Problem:
Write the material out again exactly.

__________________________________________________

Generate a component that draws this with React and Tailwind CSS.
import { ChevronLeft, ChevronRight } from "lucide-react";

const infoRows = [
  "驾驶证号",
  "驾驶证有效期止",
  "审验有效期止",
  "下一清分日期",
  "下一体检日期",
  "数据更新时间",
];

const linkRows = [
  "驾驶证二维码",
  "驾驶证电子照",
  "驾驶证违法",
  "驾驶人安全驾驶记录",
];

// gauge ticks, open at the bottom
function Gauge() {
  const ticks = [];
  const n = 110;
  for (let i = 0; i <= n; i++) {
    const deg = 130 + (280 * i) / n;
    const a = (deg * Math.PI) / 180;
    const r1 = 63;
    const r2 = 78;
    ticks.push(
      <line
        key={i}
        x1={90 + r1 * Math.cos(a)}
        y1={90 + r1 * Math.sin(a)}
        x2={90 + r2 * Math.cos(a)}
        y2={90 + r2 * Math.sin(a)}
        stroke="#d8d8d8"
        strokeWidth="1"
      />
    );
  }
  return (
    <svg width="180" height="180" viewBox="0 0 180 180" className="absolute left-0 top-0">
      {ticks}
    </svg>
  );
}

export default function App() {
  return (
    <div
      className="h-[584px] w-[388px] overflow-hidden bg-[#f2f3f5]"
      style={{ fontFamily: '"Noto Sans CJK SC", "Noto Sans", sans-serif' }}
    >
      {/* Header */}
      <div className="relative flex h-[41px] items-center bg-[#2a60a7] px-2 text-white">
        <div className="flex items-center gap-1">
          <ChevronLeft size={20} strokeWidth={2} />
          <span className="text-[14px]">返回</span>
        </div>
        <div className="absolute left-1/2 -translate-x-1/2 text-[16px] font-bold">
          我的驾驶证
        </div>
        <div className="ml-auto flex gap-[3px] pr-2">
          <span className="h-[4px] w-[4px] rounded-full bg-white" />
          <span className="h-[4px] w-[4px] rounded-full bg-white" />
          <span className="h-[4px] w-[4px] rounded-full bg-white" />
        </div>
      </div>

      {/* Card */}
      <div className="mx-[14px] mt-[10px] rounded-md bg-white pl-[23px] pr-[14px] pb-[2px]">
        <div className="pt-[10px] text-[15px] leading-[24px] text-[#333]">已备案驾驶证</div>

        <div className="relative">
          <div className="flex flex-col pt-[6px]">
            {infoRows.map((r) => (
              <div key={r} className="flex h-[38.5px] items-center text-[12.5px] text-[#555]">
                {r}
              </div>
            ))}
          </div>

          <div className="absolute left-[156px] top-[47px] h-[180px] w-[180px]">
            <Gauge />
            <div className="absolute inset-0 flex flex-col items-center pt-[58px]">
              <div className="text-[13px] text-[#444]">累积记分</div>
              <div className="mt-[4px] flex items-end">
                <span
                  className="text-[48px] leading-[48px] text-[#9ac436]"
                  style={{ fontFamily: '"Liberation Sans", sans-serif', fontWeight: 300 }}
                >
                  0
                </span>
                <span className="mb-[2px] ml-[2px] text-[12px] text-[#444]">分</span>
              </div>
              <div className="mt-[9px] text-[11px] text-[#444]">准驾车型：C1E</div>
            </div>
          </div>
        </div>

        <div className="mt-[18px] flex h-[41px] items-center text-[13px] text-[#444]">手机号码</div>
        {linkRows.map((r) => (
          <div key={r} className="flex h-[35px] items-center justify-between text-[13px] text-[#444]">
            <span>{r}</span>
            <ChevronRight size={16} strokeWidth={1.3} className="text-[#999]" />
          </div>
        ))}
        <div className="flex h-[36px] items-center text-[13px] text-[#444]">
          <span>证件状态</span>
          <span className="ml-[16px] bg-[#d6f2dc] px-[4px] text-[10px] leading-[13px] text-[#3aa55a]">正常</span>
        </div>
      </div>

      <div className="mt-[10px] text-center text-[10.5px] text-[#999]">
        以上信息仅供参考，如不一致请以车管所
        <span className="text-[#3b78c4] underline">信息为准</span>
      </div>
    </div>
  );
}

__________________________________________________

Written solution:
Generate a component that draws this with React and Tailwind CSS.
import { ChevronLeft, ChevronRight } from "lucide-react";

const infoRows = [
  "驾驶证号",
  "驾驶证有效期止",
  "审验有效期止",
  "下一清分日期",
  "下一体检日期",
  "数据更新时间",
];

const linkRows = [
  "驾驶证二维码",
  "驾驶证电子照",
  "驾驶证违法",
  "驾驶人安全驾驶记录",
];

// gauge ticks, open at the bottom
function Gauge() {
  const ticks = [];
  const n = 110;
  for (let i = 0; i <= n; i++) {
    const deg = 130 + (280 * i) / n;
    const a = (deg * Math.PI) / 180;
    const r1 = 63;
    const r2 = 78;
    ticks.push(
      <line
        key={i}
        x1={90 + r1 * Math.cos(a)}
        y1={90 + r1 * Math.sin(a)}
        x2={90 + r2 * Math.cos(a)}
        y2={90 + r2 * Math.sin(a)}
        stroke="#d8d8d8"
        strokeWidth="1"
      />
    );
  }
  return (
    <svg width="180" height="180" viewBox="0 0 180 180" className="absolute left-0 top-0">
      {ticks}
    </svg>
  );
}

export default function App() {
  return (
    <div
      className="h-[584px] w-[388px] overflow-hidden bg-[#f2f3f5]"
      style={{ fontFamily: '"Noto Sans CJK SC", "Noto Sans", sans-serif' }}
    >
      {/* Header */}
      <div className="relative flex h-[41px] items-center bg-[#2a60a7] px-2 text-white">
        <div className="flex items-center gap-1">
          <ChevronLeft size={20} strokeWidth={2} />
          <span className="text-[14px]">返回</span>
        </div>
        <div className="absolute left-1/2 -translate-x-1/2 text-[16px] font-bold">
          我的驾驶证
        </div>
        <div className="ml-auto flex gap-[3px] pr-2">
          <span className="h-[4px] w-[4px] rounded-full bg-white" />
          <span className="h-[4px] w-[4px] rounded-full bg-white" />
          <span className="h-[4px] w-[4px] rounded-full bg-white" />
        </div>
      </div>

      {/* Card */}
      <div className="mx-[14px] mt-[10px] rounded-md bg-white pl-[23px] pr-[14px] pb-[2px]">
        <div className="pt-[10px] text-[15px] leading-[24px] text-[#333]">已备案驾驶证</div>

        <div className="relative">
          <div className="flex flex-col pt-[6px]">
            {infoRows.map((r) => (
              <div key={r} className="flex h-[38.5px] items-center text-[12.5px] text-[#555]">
                {r}
              </div>
            ))}
          </div>

          <div className="absolute left-[156px] top-[47px] h-[180px] w-[180px]">
            <Gauge />
            <div className="absolute inset-0 flex flex-col items-center pt-[58px]">
              <div className="text-[13px] text-[#444]">累积记分</div>
              <div className="mt-[4px] flex items-end">
                <span
                  className="text-[48px] leading-[48px] text-[#9ac436]"
                  style={{ fontFamily: '"Liberation Sans", sans-serif', fontWeight: 300 }}
                >
                  0
                </span>
                <span className="mb-[2px] ml-[2px] text-[12px] text-[#444]">分</span>
              </div>
              <div className="mt-[9px] text-[11px] text-[#444]">准驾车型：C1E</div>
            </div>
          </div>
        </div>

        <div className="mt-[18px] flex h-[41px] items-center text-[13px] text-[#444]">手机号码</div>
        {linkRows.map((r) => (
          <div key={r} className="flex h-[35px] items-center justify-between text-[13px] text-[#444]">
            <span>{r}</span>
            <ChevronRight size={16} strokeWidth={1.3} className="text-[#999]" />
          </div>
        ))}
        <div className="flex h-[36px] items-center text-[13px] text-[#444]">
          <span>证件状态</span>
          <span className="ml-[16px] bg-[#d6f2dc] px-[4px] text-[10px] leading-[13px] text-[#3aa55a]">正常</span>
        </div>
      </div>

      <div className="mt-[10px] text-center text-[10.5px] text-[#999]">
        以上信息仅供参考，如不一致请以车管所
        <span className="text-[#3b78c4] underline">信息为准</span>
      </div>
    </div>
  );
}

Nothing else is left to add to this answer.